In an interview on WABC 770's "The Cats Roundtable" show on Sunday, Bratton called the days since the shooting "one of the most problematic weeks I've ever experienced in American policing in my 50 years."
"Misinformation that's been put out by government officials in Texas is mind-boggling and it continues even today," said Bratton, who led the Los Angeles and Boston police departments earlier in his career."I have great pride in my profession...But that pride was diminished somewhat this week."
Bratton's comments come after Texas Gov. Greg Abbott said Friday that he was "livid" after being "misled" about the police response, which he initially praised. On Friday, the Texas Department of Public Safety laid out a timeline of the response to the shooting, and said officers waited more than an hour after the first 911 call. Border Patrol Tactical Unit agents eventually breached the classroom door and fatally shot teen gunman Salvador Ramos.

"With the benefit of hindsight, from where I'm sitting now, of course it was not the right decision. It was the wrong decision, period," Texas Department of Public Safety Director Steven McCraw said Friday.
"There were plenty of officers to do what needed to be done, with one exception, is that the incident commander inside believed he needed more equipment and more officers to do a tactical breach at that time," he added.

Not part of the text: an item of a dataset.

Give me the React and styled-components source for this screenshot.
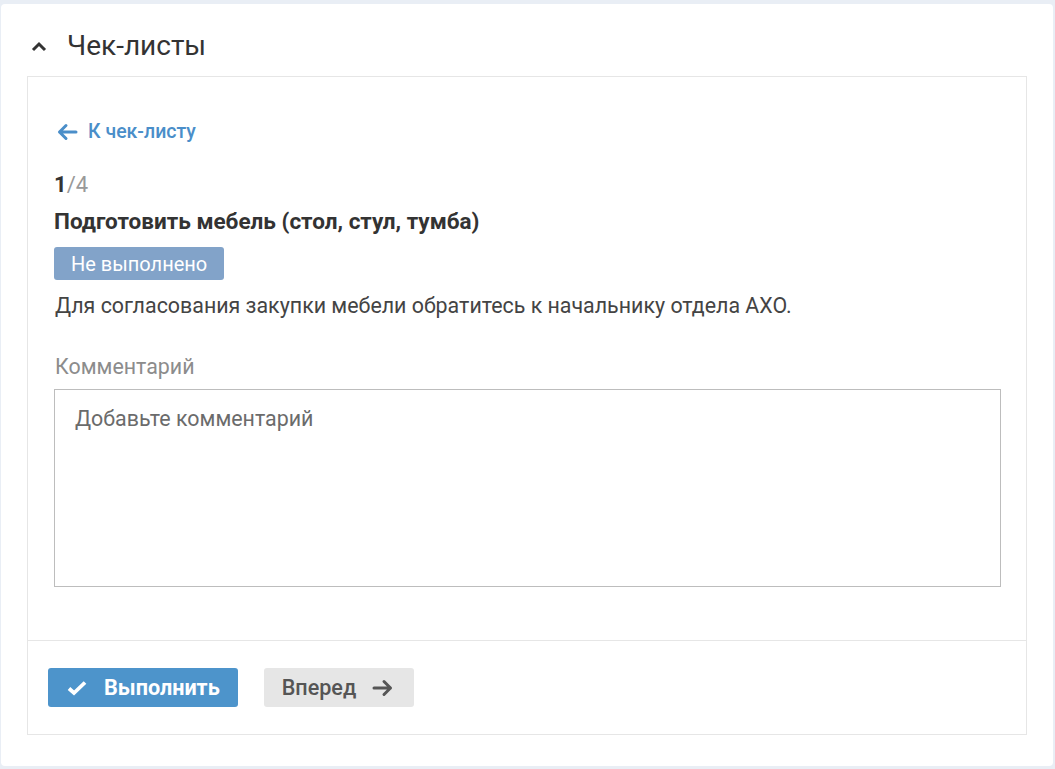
import React from 'react';
import styled, { createGlobalStyle } from 'styled-components';

const GlobalStyle = createGlobalStyle`
  html, body {
    margin: 0;
    padding: 0;
    background: #e9eef5;
    font-family: Roboto, "Noto Sans", Arial, sans-serif;
  }
  * { box-sizing: border-box; }
`;

const Page = styled.div`
  padding: 4px 2px 3px 1px;
`;

const Card = styled.section`
  background: #fff;
  border-radius: 4px;
  padding: 0 26px 31px 26px;
  min-height: 762px;
`;

const Header = styled.div`
  display: flex;
  align-items: center;
  height: 72px;
  padding: 12px 0 0 4px;
  gap: 20px;
  color: #333;
`;

const Title = styled.h2`
  margin: 0;
  font-size: 28px;
  font-weight: 400;
  line-height: 32px;
  color: #333;
`;

const Panel = styled.div`
  border: 1px solid #e6e6e6;
`;

const Body = styled.div`
  padding: 44px 25px 53px 26px;
  display: flex;
  flex-direction: column;
  align-items: flex-start;
`;

const BackLink = styled.a`
  display: flex;
  align-items: center;
  gap: 10px;
  color: #4a8ec9;
  font-size: 19.5px;
  font-weight: 500;
  line-height: 22px;
  text-decoration: none;
  margin-left: 2px;
  cursor: pointer;
`;

const Counter = styled.div`
  margin-top: 30px;
  font-size: 22px;
  line-height: 24px;
  color: #999;
  b {
    color: #333;
    font-weight: 700;
  }
`;

const TaskTitle = styled.div`
  margin-top: 12px;
  font-size: 22.5px;
  font-weight: 700;
  line-height: 24px;
  color: #333;
`;

const Badge = styled.span`
  margin-top: 14px;
  display: inline-flex;
  align-items: center;
  height: 33px;
  padding: 0 17px;
  border-radius: 3px;
  background: #82a3c9;
  color: #fff;
  font-size: 20px;
  line-height: 24px;
`;

const Text = styled.p`
  margin: 14px 0 0 1px;
  font-size: 21.4px;
  line-height: 24px;
  color: #444;
`;

const Label = styled.label`
  margin: 37px 0 0 1px;
  font-size: 21.4px;
  line-height: 24px;
  color: #8c8c8c;
`;

const Comment = styled.textarea`
  margin-top: 10px;
  width: 947px;
  height: 198px;
  border: 1px solid #bdbdbd;
  border-radius: 0;
  padding: 17px 20px;
  font-family: inherit;
  font-size: 21.4px;
  line-height: 24px;
  color: #333;
  resize: none;
  outline: none;
  &::placeholder {
    color: #6b6b6b;
  }
`;

const Footer = styled.div`
  border-top: 1px solid #e6e6e6;
  padding: 27px 20px 27px 20px;
  display: flex;
  gap: 26px;
`;

const Button = styled.button`
  display: inline-flex;
  align-items: center;
  height: 39px;
  border: none;
  border-radius: 3px;
  font-family: inherit;
  font-size: 21.6px;
  font-weight: ${p => (p.$primary ? 700 : 500)};
  background: ${p => (p.$primary ? '#4d94cb' : '#e6e6e6')};
  color: ${p => (p.$primary ? '#fff' : '#555')};
  padding: ${p => (p.$primary ? '0 18px 0 19px' : '0 20px 0 18px')};
  gap: ${p => (p.$primary ? '17px' : '16px')};
  cursor: pointer;
`;

const Chevron = () => (
  <svg width="16" height="11" viewBox="0 0 16 11">
    <path d="M2 9 L8 3 L14 9" fill="none" stroke="#333" strokeWidth="3" />
  </svg>
);

const ArrowLeft = () => (
  <svg width="22" height="18" viewBox="0 0 22 18">
    <path d="M20 9 H3.5 M10 2.5 L3.5 9 L10 15.5" fill="none" stroke="#4a8ec9" strokeWidth="3" strokeLinejoin="round" strokeLinecap="round" />
  </svg>
);

const ArrowRight = () => (
  <svg width="22" height="18" viewBox="0 0 22 18">
    <path d="M2 9 H18.5 M12 2.5 L18.5 9 L12 15.5" fill="none" stroke="#555" strokeWidth="3" strokeLinejoin="round" strokeLinecap="round" />
  </svg>
);

const Check = () => (
  <svg width="20" height="16" viewBox="0 0 20 16">
    <path d="M2 8.5 L7 13 L18 2.5" fill="none" stroke="#fff" strokeWidth="3.8" />
  </svg>
);

export default function App() {
  return (
    <>
      <GlobalStyle />
      <Page>
        <Card>
          <Header>
            <Chevron />
            <Title>Чек-листы</Title>
          </Header>
          <Panel>
            <Body>
              <BackLink>
                <ArrowLeft />
                К чек-листу
              </BackLink>
              <Counter>
                <b>1</b>/4
              </Counter>
              <TaskTitle>Подготовить мебель (стол, стул, тумба)</TaskTitle>
              <Badge>Не выполнено</Badge>
              <Text>Для согласования закупки мебели обратитесь к начальнику отдела АХО.</Text>
              <Label>Комментарий</Label>
              <Comment placeholder="Добавьте комментарий" />
            </Body>
            <Footer>
              <Button $primary>
                <Check />
                Выполнить
              </Button>
              <Button>
                Вперед
                <ArrowRight />
              </Button>
            </Footer>
          </Panel>
        </Card>
      </Page>
    </>
  );
}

In his interview on Sunday, Bratton said there's "been so much misinformation that was put out as factual that the erosion of public trust, certainly in Texas and its police forces—I've never seen anything like it in all my years of policing."
"I have so much anger at the moment about how mishandled it's been, let alone compounding the grief of those families that lost those young children to be hearing that some of those lives might have been saved, but a wrong decision was made by apparently a police chief with a six-person police force that was put in charge of the response to this horrendous incident," Bratton said. "It's mind-boggling and frustrating."
Bratton also criticized officers' decision not to break into the classroom sooner.
"The fact that the chief of police...apparently opted not to break into that classroom may have resulted in the deaths of more of these young people who were effectively wounded and potentially...bleeding out, dying literally while they were standing outside the door."
Also on Sunday, John Cohen, who previously served as the Department of Homeland Security's counterterrorism coordinator, called the police response a "failure."
"At the end of the day we had 21 people die, we had 19 children die, we had people potentially die while law enforcement was on scene," Cohen said.
Newsweek has reached out to the Uvalde Police Department for comment.